Pihaknya sebagai warga desa paparnya, sangat mencurigai dan menduga pemanfaatan dana ADD selama dua tahun terakhir tidak jelas. Masyarakat tidak pernah dilibatkan dalam urusan perencanaan pemanfaatan dana desa dan ADD selama dua tahun terakhir, karena yang urus sekretaris desa dan kepala desa. “Yang kami tau tiba-tiba bilang ada program ini dan itu di desa melalui ADD. Ini yang benarnya yang bagaimana. Kami tau bahwa ADD itu uang rakyat dan harus dimanfaatkan di desa sesuai peruntukannya melalui sebuah perencanaan yang melibatkan masyarakat desa,” terangnya.
Tahun 2016 ini, pihaknya jbelum mendapatkan undangan dan pemberitahuan dari kepala desa dan sekretaris desa terkait perencanaan apa saja yang mau dikerjakan dengan ADD 2016 tahun ini. Kami kawatir ADD Desa Bisesmus tahun 2016 mengalami nasib yang sama dengan ADD tahun sebelumnya. “Uang habis, bukti bagi masyarakat juga tidak nampak. Kita inginkan perencanaan penggunaan ADD tahun 2016 harus melibatkan partisipasi masyarakat agar dana itu benar-benar dikontrol pemanfaatan sesuai peruntukannya,” bilang Muit.
Ada beberapa persoalan yang hingga sekarang menjadi pertanyaan masyarakat terutama pemanfaatan dana pemberdayaan melalui program ADD mengalokasikan dana Rp 30 Juta hingga Rp 40 Juta setiap tahun untuk kegiatan PKK, berupa pelatihan pencelupan benang. “Dalam SPJ ada, tetapi fakta di lapangan tidak ada realisasi kegiatan, sehingga program itu diduga fiktif.

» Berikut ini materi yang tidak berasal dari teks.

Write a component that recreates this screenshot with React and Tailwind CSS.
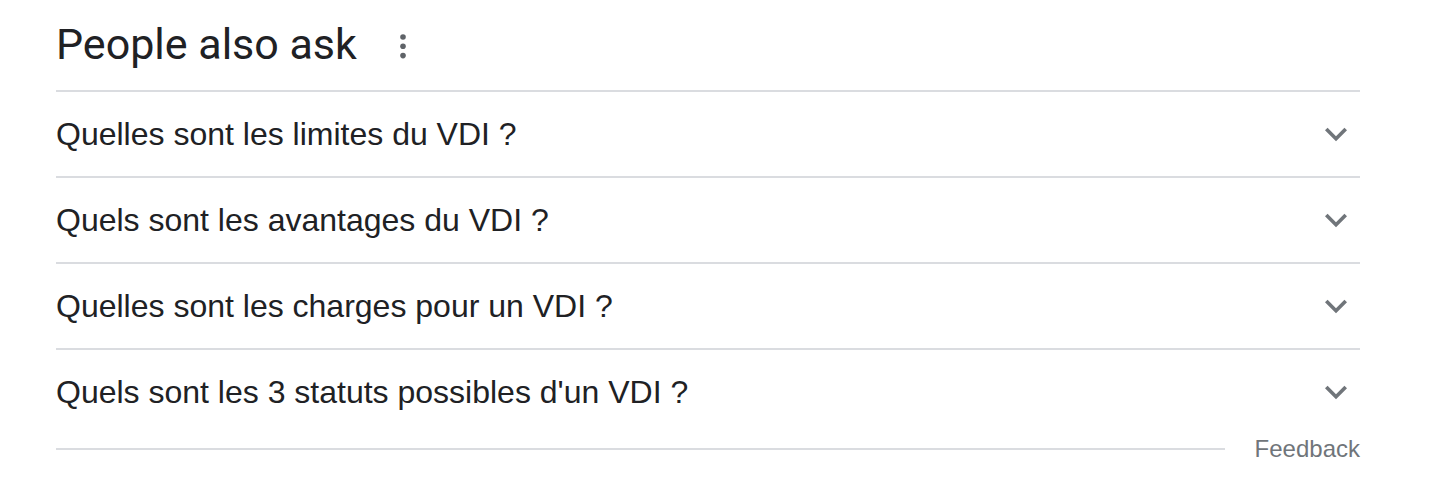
import React from "react";

const questions = [
  "Quelles sont les limites du VDI ?",
  "Quels sont les avantages du VDI ?",
  "Quelles sont les charges pour un VDI ?",
  "Quels sont les 3 statuts possibles d'un VDI ?",
];

function Chevron() {
  return (
    <svg width="44" height="44" viewBox="0 0 24 24" className="fill-[#70757a]">
      <path d="M16.59 8.59L12 13.17 7.41 8.59 6 10l6 6 6-6z" />
    </svg>
  );
}

function MoreDots() {
  return (
    <svg width="8" height="28" viewBox="0 0 8 28" className="fill-[#5f6368]">
      <circle cx="4" cy="4" r="2.8" />
      <circle cx="4" cy="13.3" r="2.8" />
      <circle cx="4" cy="22.6" r="2.8" />
    </svg>
  );
}

export default function App() {
  return (
    <div className="w-[1434px] h-[490px] bg-white pl-[56px] pr-[74px] font-['Liberation_Sans',Arial,sans-serif]">
      <div className="h-[90px] pt-[22px] flex items-start">
        <h2 className="text-[43px] leading-[44px] text-[#202124] font-['Roboto',sans-serif]">
          People also ask
        </h2>
        <div className="ml-[42px] mt-[11px]">
          <MoreDots />
        </div>
      </div>

      {questions.map((q) => (
        <div
          key={q}
          className="h-[86px] border-t-2 border-[#dadce0] flex items-center justify-between pr-[2px]"
        >
          <span className="text-[32px] text-[#202124]">{q}</span>
          <Chevron />
        </div>
      ))}

      <div className="h-[30px] flex items-center">
        <div className="flex-1 h-[2px] bg-[#dadce0]" />
        <span className="ml-[30px] text-[24px] text-[#70757a]">Feedback</span>
      </div>
    </div>
  );
}
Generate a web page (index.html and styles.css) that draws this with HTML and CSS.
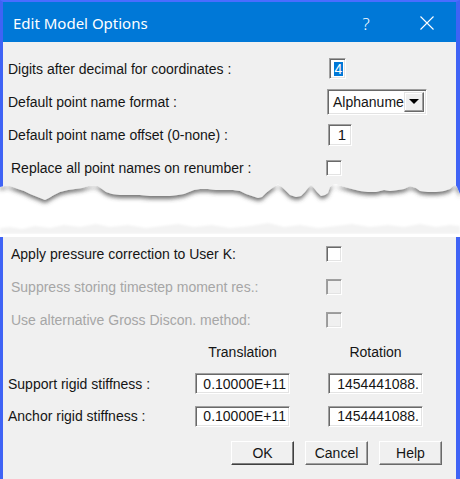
FILE: index.html
```html
<!DOCTYPE html>
<html lang="en">
  <head>
    <meta charset="UTF-8" />
    <title>Edit Model Options</title>
    <link rel="stylesheet" href="styles.css">
  </head>
  <body>
    <div class="frame frame-top">
      <div class="titlebar">
        <span class="title">Edit Model Options</span>
        <span class="help">?</span>
        <svg class="close" width="14" height="14" viewBox="0 0 14 14">
          <path d="M0.5 0.5L13.5 13.5M13.5 0.5L0.5 13.5" stroke="#fff" stroke-width="1.1" fill="none" />
        </svg>
      </div>

      <div class="body body-top">
        <div class="row">
          <span class="label">Digits after decimal for coordinates :</span>
          <span class="field digits"><span class="selected">4</span></span>
        </div>
        <div class="row">
          <span class="label">Default point name format :</span>
          <span class="field combo">
            <span class="combo-text">Alphanume</span>
            <span class="combo-btn"><span class="arrow"></span></span>
          </span>
        </div>
        <div class="row">
          <span class="label">Default point name offset (0-none) :</span>
          <span class="field offset">1</span>
        </div>
        <div class="row">
          <span class="label indent">Replace all point names on renumber :</span>
          <span class="check"></span>
        </div>
      </div>
    </div>

    <!-- torn paper gap -->
    <svg class="tear" width="460" height="50" viewBox="0 0 460 50">
      <defs>
        <clipPath id="topEdge">
          <path d="M0 0 H460 V10 L457 3 L455 0 L450 5 L444 7 L436 8 L428 8 L420 7 L416 4 L410 2 L404 5 L398 6 L390 7 L384 6 L376 8 L368 8 L360 7 L352 5 L345 3 L339 1 L336 0 L332 1 L330 3 L328 9 L325 11 L321 12 L317 8 L314 4 L311 0 L308 4 L305 8 L301 12 L296 13 L290 11 L286 7 L282 3 L278 0 L275 2 L271 5 L266 9 L262 13 L258 14 L252 12 L246 10 L240 7 L233 6 L225 6 L216 6 L208 5 L200 5 L194 6 L189 8 L184 10 L178 11 L170 12 L160 12 L150 12 L140 11 L130 11 L120 11 L112 10 L106 8 L102 5 L98 2 L94 1 L88 2 L82 4 L75 5 L68 6 L60 8 L54 11 L49 14 L45 16 L40 14 L35 12 L30 10 L24 7 L18 5 L13 3 L8 1 L4 2 L0 3 Z" />
        </clipPath>
        <filter id="shadow" x="-5%" y="-20%" width="110%" height="200%">
          <feDropShadow dx="0" dy="3" stdDeviation="2" flood-color="#444" flood-opacity="0.75" />
        </filter>
        <filter id="soft" x="-5%" y="-50%" width="110%" height="200%">
          <feGaussianBlur stdDeviation="1.2" />
        </filter>
      </defs>
      <g filter="url(#shadow)">
        <g clip-path="url(#topEdge)">
          <rect width="460" height="50" fill="#f0f0f0" />
          <rect width="3" height="50" fill="#3f63f5" />
          <rect x="456" width="4" height="50" fill="#3f63f5" />
        </g>
      </g>
      <path filter="url(#soft)" fill="#f3f3f3" d="M0 50 V44 L10 43 L22 45 L35 42 L50 44 L64 41 L80 43 L96 40 L110 43 L128 41 L146 44 L162 42 L178 40 L194 43 L212 41 L230 44 L250 42 L268 39 L284 43 L300 41 L318 44 L336 42 L352 40 L370 43 L388 41 L404 43 L420 40 L436 43 L450 41 L460 42 V50 Z" />
    </svg>

    <div class="frame frame-bottom">
      <div class="body">
        <div class="row">
          <span class="label indent">Apply pressure correction to User K:</span>
          <span class="check"></span>
        </div>
        <div class="row">
          <span class="label indent disabled">Suppress storing timestep moment res.:</span>
          <span class="check off"></span>
        </div>
        <div class="row">
          <span class="label indent disabled">Use alternative Gross Discon. method:</span>
          <span class="check off"></span>
        </div>

        <div class="grid head">
          <span></span>
          <span class="col-title">Translation</span>
          <span class="col-title">Rotation</span>
        </div>
        <div class="grid stiff">
          <span class="label">Support rigid stiffness :</span>
          <span class="field num">0.10000E+11</span>
          <span class="field num">1454441088.</span>
        </div>
        <div class="grid stiff last">
          <span class="label">Anchor rigid stiffness :</span>
          <span class="field num">0.10000E+11</span>
          <span class="field num">1454441088.</span>
        </div>

        <div class="buttons">
          <button class="btn default">OK</button>
          <button class="btn">Cancel</button>
          <button class="btn">Help</button>
        </div>
      </div>
    </div>
  </body>
</html>
```

FILE: styles.css
```css
body {
  margin: 0;
  background: #fff;
  font-family: "Liberation Sans", Arial, sans-serif;
  font-size: 14px;
  color: #151515;
}
.frame {
  width: 460px;
  box-sizing: border-box;
  background: #f0f0f0;
  border-left: 3px solid #3f63f5;
  border-right: 4px solid #3f63f5;
}
.frame-top {
  border-top: 2px solid #4a6cff;
}
.frame-bottom {
  border-bottom: 3px solid #3f63f5;
}

/* title bar */
.titlebar {
  height: 40px;
  background: #0078d7;
  color: #fff;
  display: flex;
  align-items: center;
  padding-top: 2px;
  box-sizing: border-box;
}
.title {
  font-family: "Noto Sans", "Open Sans", sans-serif;
  font-size: 15px;
  padding-left: 10px;
}
.help {
  font-family: "Noto Sans", sans-serif;
  font-size: 17px;
  font-weight: 300;
  width: 16px;
  text-align: center;
  margin-left: auto;
  margin-right: 46px;
}
.close {
  margin-right: 22px;
}

/* rows */
.body-top {
  padding-top: 10px;
}
.row {
  height: 33px;
  display: flex;
  align-items: center;
}
.label {
  width: 318px;
  padding-left: 5px;
  white-space: nowrap;
}
.label.indent {
  padding-left: 8px;
  width: 315px;
}
.disabled {
  color: #a6a6a6;
}

/* sunken controls */
.field {
  box-sizing: border-box;
  background: #fff;
  border: 1px solid;
  border-color: #a0a0a0 #fff #fff #a0a0a0;
  box-shadow: inset 1px 1px 0 #696969, inset -1px -1px 0 #e3e3e3;
  display: flex;
  align-items: center;
  overflow: hidden;
  white-space: nowrap;
}
.digits {
  width: 17px;
  height: 21px;
  margin-left: 3px;
  padding: 3px 2px 2px 4px;
}
.selected {
  background: #0078d7;
  color: #fff;
  height: 100%;
  width: 100%;
  display: flex;
  align-items: center;
  justify-content: center;
}
.combo {
  width: 100px;
  height: 26px;
  margin-left: 1px;
  padding: 2px;
}
.combo-text {
  flex: 1;
  padding-left: 3px;
}
.combo-btn {
  width: 21px;
  height: 20px;
  box-sizing: border-box;
  background: #f0f0f0;
  border: 1px solid;
  border-color: #e3e3e3 #696969 #696969 #e3e3e3;
  box-shadow: inset -1px -1px 0 #a0a0a0, inset 1px 1px 0 #fff;
  display: flex;
  align-items: center;
  justify-content: center;
}
.arrow {
  border-left: 5px solid transparent;
  border-right: 5px solid transparent;
  border-top: 5px solid #000;
}
.offset {
  width: 24px;
  height: 22px;
  margin-left: 2px;
  justify-content: flex-end;
  padding-right: 5px;
  font-size: 15px;
}
.check {
  box-sizing: border-box;
  width: 16px;
  height: 16px;
  background: #fff;
  border: 1px solid;
  border-color: #a0a0a0 #fff #fff #a0a0a0;
  box-shadow: inset 1px 1px 0 #696969, inset -1px -1px 0 #e3e3e3;
}
.check.off {
  background: #f0f0f0;
  box-shadow: inset 1px 1px 0 #9a9a9a, inset -1px -1px 0 #e3e3e3;
}

/* stiffness grid */
.grid {
  display: grid;
  grid-template-columns: 154px 95px 95px;
  column-gap: 38px;
  align-items: center;
}
.head {
  height: 31px;
}
.col-title {
  text-align: center;
}
.stiff {
  height: 33px;
}
.stiff.last {
  height: 32px;
}
.stiff .label {
  width: auto;
}
.num {
  height: 21px;
  justify-content: flex-end;
  padding-right: 3px;
}

/* buttons */
.buttons {
  display: flex;
  justify-content: flex-end;
  gap: 11px;
  padding: 9px 14px 14px 0;
}
.btn {
  width: 63px;
  height: 24px;
  font-family: "Liberation Sans", Arial, sans-serif;
  font-size: 14px;
  color: #151515;
  background: #f0f0f0;
  border: 1px solid;
  border-color: #fff #696969 #696969 #fff;
  box-shadow: inset -1px -1px 0 #a0a0a0;
  padding: 0;
}
.btn.default {
  border-color: #fff #404040 #404040 #fff;
  box-shadow: inset -1px -1px 0 #808080;
}
```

Pengerjaan rumah sosial bantuan pemerintah sebanyak 20 unit tidak tuntas. 16 unit rumah dikerjakan tidak selesai hingga saat ini karena tidak dilengkapi pintu dan jendela dan 4 unit lainnya tidak dikerjakan dan dibiarkan amburadul. Penerima manfaat rumah itu juga patut dipertanyakan karena diberikan kepada warga yang saat ini bekerja di Kalimantan padahal warga di Bisesmus banyak yang masih membutuhkan bantuan itu,” jelasnya.
Pihaknya juga patut mempertanyakan pemanfaatan anggaran sebesar Rp 80 juta untuk membangun Kapela di Bisesmus, pasalnya, dalam sosialisasi masyarakat menginginkan supaya harus dibangun besar memanfaatkan seluruh anggaran yang ada. Kenyataannya, mereka hanya melakukan pengecoran pilar sebanyak 12 tiang menghabiskan anggaran itu.